“To me, these typewriters are like Picasso’s paintbrushes," says Soboroff. "A lot of these people swore these typewriters helped with their writing. Bocelli wrote to me on that typewriter in Braille and said it was a partner in creating his poetry. Harold Robbins’ wife told me you couldn’t get through to him when he was on that typewriter. He would become the character he was writing about. These typewriters were their partners.”
Soboroff, a former president of the Los Angeles Board of Police Commissioners, said that his run on the police commission taught him one thing about collecting: “Everything is a fake until it’s proven real. I didn’t trust anything. I had to have three sources that showed me it was real, such as a photo, a letter from the family, a typescript match, original documentation. I call it forensics.”

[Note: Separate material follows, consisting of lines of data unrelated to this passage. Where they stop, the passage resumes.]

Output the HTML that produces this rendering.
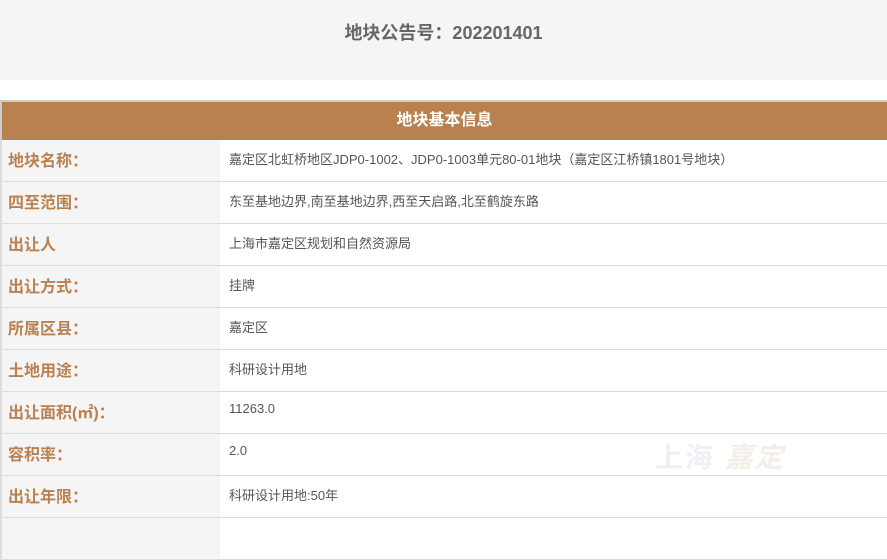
<!DOCTYPE html>
<html><head><meta charset="utf-8"><style>
body{margin:0;width:887px;height:524px;overflow:hidden;background:#fff;font-family:"Liberation Sans","Noto Sans CJK SC",sans-serif;position:relative;}
.top{height:80px;background:#f5f5f5;text-align:center;font-size:18px;font-weight:bold;color:#666;line-height:66px;}
.hd{position:absolute;top:100px;left:0;width:887px;height:40px;box-sizing:border-box;border-top:2px solid #ccc;border-left:2px solid #ccc;background:#b98150;color:#fff;font-size:16px;font-weight:bold;text-align:center;line-height:38px;}
.r{position:absolute;left:0;width:887px;height:42px;box-sizing:border-box;border-bottom:1px solid #ddd;}
.l{position:absolute;left:0;top:0;width:220px;height:41px;box-sizing:border-box;background:#f5f5f5;border-left:2px solid #ddd;color:#b98150;font-weight:bold;font-size:16px;padding-left:6px;line-height:44px;}
.v{position:absolute;left:229px;top:9px;font-size:13px;color:#555;}
</style></head><body>
<div class="top">地块公告号：202201401</div>
<div class="hd">地块基本信息</div>
<div class="r" style="top:140px"><div class="l">地块名称：</div><div class="v">嘉定区北虹桥地区JDP0-1002、JDP0-1003单元80-01地块（嘉定区江桥镇1801号地块）</div></div>
<div class="r" style="top:182px"><div class="l">四至范围：</div><div class="v">东至基地边界,南至基地边界,西至天启路,北至鹤旋东路</div></div>
<div class="r" style="top:224px"><div class="l">出让人</div><div class="v">上海市嘉定区规划和自然资源局</div></div>
<div class="r" style="top:266px"><div class="l">出让方式：</div><div class="v">挂牌</div></div>
<div class="r" style="top:308px"><div class="l">所属区县：</div><div class="v">嘉定区</div></div>
<div class="r" style="top:350px"><div class="l">土地用途：</div><div class="v">科研设计用地</div></div>
<div class="r" style="top:392px"><div class="l">出让面积(㎡)：</div><div class="v">11263.0</div></div>
<div class="r" style="top:434px"><div class="l">容积率：</div><div class="v">2.0</div></div>
<div class="r" style="top:476px"><div class="l">出让年限：</div><div class="v">科研设计用地:50年</div></div>
<div class="r" style="top:518px"><div class="l"></div></div>
<div style="position:absolute;left:655px;top:436px;font-size:28px;font-weight:bold;color:#eef1f4;letter-spacing:2px">上海 <span style="color:#f3eee8;font-style:italic">嘉定</span></div>
</body></html>
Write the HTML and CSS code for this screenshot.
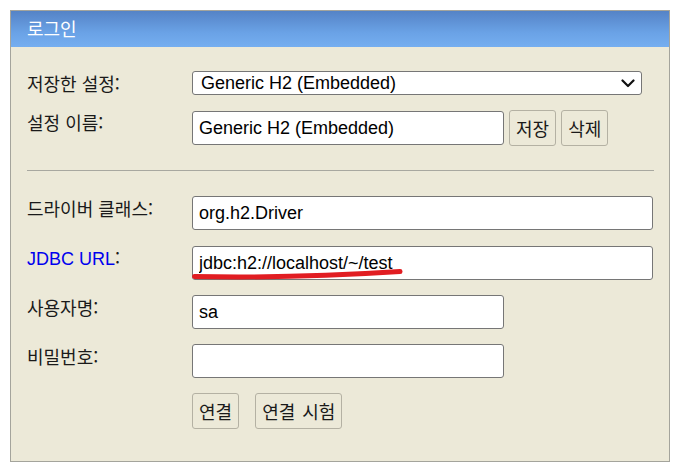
FILE: index.html
```html
<!DOCTYPE html>
<html lang="ko">
<head>
<meta charset="utf-8">
<title>로그인</title>
<link rel="stylesheet" href="styles.css">
</head>
<body>
<div class="login">
  <div class="login-head">로그인</div>
  <div class="login-body">
    <div class="grid">
      <div class="label label-mid">저장한 설정:</div>
      <div class="field">
        <div class="select">
          <span>Generic H2 (Embedded)</span>
          <svg class="chev" width="14" height="9" viewBox="0 0 14 9"><polyline points="1.5,1.5 7,7 12.5,1.5" fill="none" stroke="#111" stroke-width="2.2" stroke-linecap="round" stroke-linejoin="round"/></svg>
        </div>
      </div>

      <div class="label">설정 이름:</div>
      <div class="field field-row">
        <input class="input input-md" type="text" value="Generic H2 (Embedded)">
        <button class="btn btn-save">저장</button>
        <button class="btn">삭제</button>
      </div>
    </div>

    <div class="sep"></div>

    <div class="grid">
      <div class="label">드라이버 클래스:</div>
      <div class="field"><input class="input input-full" type="text" value="org.h2.Driver"></div>

      <div class="label"><span class="link">JDBC URL</span>:</div>
      <div class="field field-url">
        <input class="input input-full" type="text" value="jdbc:h2://localhost/~/test">
        <svg class="mark" width="220" height="14" viewBox="0 0 220 14"><path d="M2.5 9.5 Q 100 11.5 208 4.5" fill="none" stroke="#e11d22" stroke-width="5" stroke-linecap="round"/></svg>
      </div>

      <div class="label">사용자명:</div>
      <div class="field"><input class="input input-md" type="text" value="sa"></div>

      <div class="label">비밀번호:</div>
      <div class="field"><input class="input input-md" type="password" value=""></div>

      <div class="label"></div>
      <div class="field field-btns">
        <button class="btn">연결</button>
        <button class="btn">연결 시험</button>
      </div>
    </div>
  </div>
</div>
</body>
</html>
```
FILE: styles.css
```css
html, body {
  margin: 0;
  padding: 0;
  background: #ffffff;
}
body {
  padding: 10px;
  font-family: "Noto Sans CJK KR", "Liberation Sans", sans-serif;
  font-size: 18px;
  color: #1a1a1a;
}
.login {
  width: 658px;
  height: 450px;
  border: 1px solid #a4a49c;
  background: #ece9d8;
  display: flex;
  flex-direction: column;
}
.login-head {
  height: 36px;
  background: linear-gradient(#5583c6 0%, #6aa2e6 60%, #75aef0 100%);
  color: #ffffff;
  font-size: 18px;
  line-height: 35px;
  padding-left: 16px;
}
.login-body {
  padding: 24px 15px 0 16px;
}
.grid {
  display: grid;
  grid-template-columns: 165px 1fr;
  row-gap: 15px;
  align-items: start;
}
.label {
  font-size: 18px;
  line-height: 22px;
  padding-top: 1px;
  white-space: nowrap;
}
.label-mid {
  align-self: center;
  padding-top: 0;
}
.link {
  color: #0000ee;
  font-family: "Liberation Sans", sans-serif;
  font-size: 18px;
}
.field {
  display: flex;
  align-items: center;
}
.field-row {
  gap: 5px;
}
.field-url {
  position: relative;
  margin-top: 1px;
}
.field-btns {
  gap: 16px;
}
.select {
  box-sizing: border-box;
  width: 450px;
  height: 24px;
  border: 1px solid #767676;
  border-radius: 3px;
  background: #ffffff;
  display: flex;
  align-items: center;
  justify-content: space-between;
  padding: 0 6px 0 8px;
  font-family: "Liberation Sans", sans-serif;
  font-size: 18px;
  color: #000;
}
.chev {
  display: block;
}
.input {
  box-sizing: border-box;
  height: 34px;
  border: 1px solid #767676;
  border-radius: 3px;
  background: #ffffff;
  padding: 0 6px;
  margin: 0;
  font-family: "Liberation Sans", sans-serif;
  font-size: 18px;
  color: #000;
  outline: none;
}
.input-md {
  width: 312px;
}
.input-full {
  width: 461px;
}
.btn {
  box-sizing: border-box;
  height: 36px;
  padding: 0 6px;
  margin: 0;
  border: 1px solid #b4b1a3;
  border-radius: 3px;
  background: transparent;
  font-family: "Noto Sans CJK KR", sans-serif;
  font-size: 18px;
  word-spacing: 2px;
  color: #1a1a1a;
}
.sep {
  height: 1px;
  background: #a8a8a0;
  margin: 24px 0 25px;
}
.mark {
  position: absolute;
  left: 0;
  top: 21px;
}
```
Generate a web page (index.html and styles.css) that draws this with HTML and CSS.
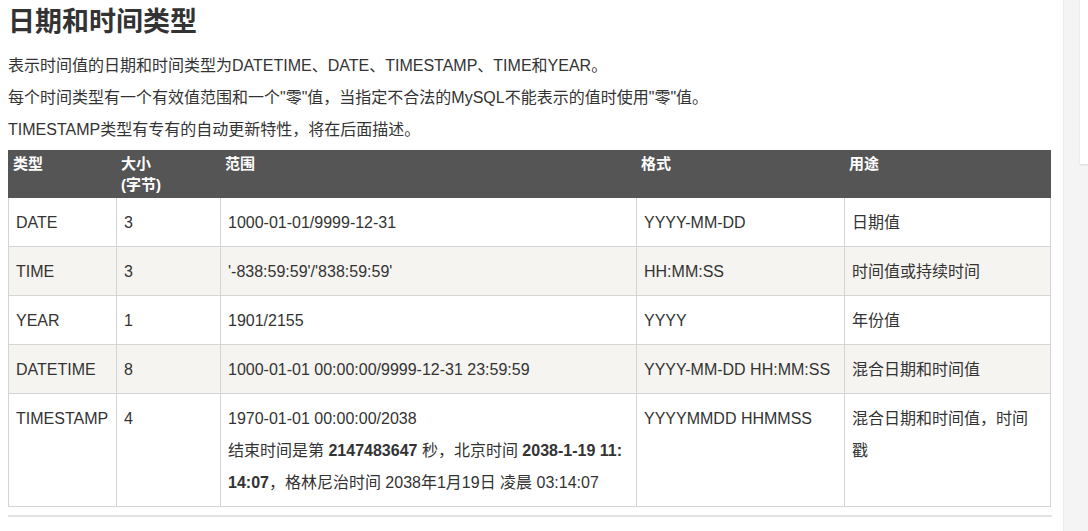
FILE: index.html
```html
<!DOCTYPE html>
<html lang="zh-CN">
<head>
<meta charset="utf-8">
<title>日期和时间类型</title>
<link rel="stylesheet" href="styles.css">
</head>
<body>
<div class="page">
  <main class="main">
    <h1 class="title">日期和时间类型</h1>
    <p class="para">表示时间值的日期和时间类型为DATETIME、DATE、TIMESTAMP、TIME和YEAR。</p>
    <p class="para">每个时间类型有一个有效值范围和一个"零"值，当指定不合法的MySQL不能表示的值时使用"零"值。</p>
    <p class="para">TIMESTAMP类型有专有的自动更新特性，将在后面描述。</p>
    <table class="ref">
      <colgroup>
        <col class="c1"><col class="c2"><col class="c3"><col class="c4"><col class="c5">
      </colgroup>
      <thead>
        <tr>
          <th>类型</th>
          <th>大小<br>(字节)</th>
          <th>范围</th>
          <th>格式</th>
          <th>用途</th>
        </tr>
      </thead>
      <tbody>
        <tr>
          <td>DATE</td><td>3</td><td>1000-01-01/9999-12-31</td><td>YYYY-MM-DD</td><td>日期值</td>
        </tr>
        <tr class="alt">
          <td>TIME</td><td>3</td><td>'-838:59:59'/'838:59:59'</td><td>HH:MM:SS</td><td>时间值或持续时间</td>
        </tr>
        <tr>
          <td>YEAR</td><td>1</td><td>1901/2155</td><td>YYYY</td><td>年份值</td>
        </tr>
        <tr class="alt">
          <td>DATETIME</td><td>8</td><td>1000-01-01 00:00:00/9999-12-31 23:59:59</td><td>YYYY-MM-DD HH:MM:SS</td><td>混合日期和时间值</td>
        </tr>
        <tr>
          <td>TIMESTAMP</td><td>4</td>
          <td>1970-01-01 00:00:00/2038<br>结束时间是第 <strong>2147483647</strong> 秒，北京时间 <strong>2038-1-19 11:<br>14:07</strong>，格林尼治时间 2038年1月19日 凌晨 03:14:07</td>
          <td>YYYYMMDD HHMMSS</td><td>混合日期和时间值，时间戳</td>
        </tr>
      </tbody>
    </table>
    <hr class="rule">
  </main>
  <aside class="side">
    <div class="card"></div>
  </aside>
</div>
</body>
</html>
```

FILE: styles.css
```css
html, body {
  margin: 0;
  padding: 0;
  background: #ffffff;
}

body {
  font-family: "Liberation Sans", "Noto Sans CJK SC", sans-serif;
  color: #333333;
  font-size: 16px;
}

.page {
  display: flex;
  align-items: stretch;
  min-height: 531px;
}

.main {
  width: 1064px;
  box-sizing: border-box;
  padding: 4px 13px 0 8px;
  border-right: 1px solid #ececec;
  background: #ffffff;
}

.side {
  flex: 1;
  background: #f4f4f4;
  padding-left: 16px;
}

.card {
  height: 164px;
  background: #ffffff;
  box-shadow: 0 1px 2px rgba(0, 0, 0, 0.12);
}

.title {
  margin: 0 0 10px 0;
  font-size: 27px;
  line-height: 36px;
  font-weight: bold;
  color: #333333;
}

.para {
  margin: 0;
  line-height: 32px;
}

.ref {
  margin-top: 4px;
  width: 1042px;
  border-collapse: collapse;
  table-layout: fixed;
}

.c1 { width: 108px; }
.c2 { width: 104px; }
.c3 { width: 416px; }
.c4 { width: 208px; }
.c5 { width: 206px; }

.ref th {
  background: #555555;
  color: #ffffff;
  border: 1px solid #555555;
  text-align: left;
  vertical-align: top;
  font-size: 15px;
  line-height: 21px;
  font-weight: bold;
  padding: 2px 4px 2px 4px;
}

.ref td {
  border: 1px solid #d4d4d4;
  vertical-align: top;
  line-height: 32px;
  padding: 9px 7px 7px 7px;
}

.ref tr.alt td {
  background: #f6f4f0;
}

.rule {
  margin: 8px 0 0 0;
  width: 1044px;
  border: 0;
  border-top: 2px solid #e2e2e2;
  height: 0;
}
```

Soboroff also had one rule as he filled out his collection - the typewriters had to belong to people who appeared on the cover of Time. The only one of the 33 in this auction that breaks the rule is the 1887 Crandall New Model. Named after its inventor, Lucien S. Crandall, it’s among the most beautiful in Soboroff’s collection and was bought because of its significance and condition.
Highlights include:
- Jack London’s 1902 Bar-Lock #10, made by the Columbia Typewriter Manufacturing Company, with separate keys for lower and upper case letters, no exclamation point and a 2WBMRN rather than QWERTY layout
- Ernest Hemingway’s 1926 Underwood Standard used to write his letters from Finca Vigía, his estate near Havana
- Tennessee Williams’ 1936 Corona Junior, purchased while he was attending Washington University in St. Louis, and probably used to write his first play, Battle of Angels
- E.M. Forster’s Oliver Standard Visible Writer No. 3, intriguing since Forster disliked machines of any kind
- the 1939 Corona Standard Barbra Streisand’s character gifts to Robert Redford’s writer in The Way We Were
“They’ve become part of my identity, something no one else in the world did, and I was lucky enough to be recognized for it,” Soboroff says of his decision to auction this assemblage of writing machines. “But every time I saw them in my study, I said, ‘This is not right.’ That led me to this point, and I hope the people lucky enough to get them will celebrate them more than I can. I believe these typewriters belong to the world.”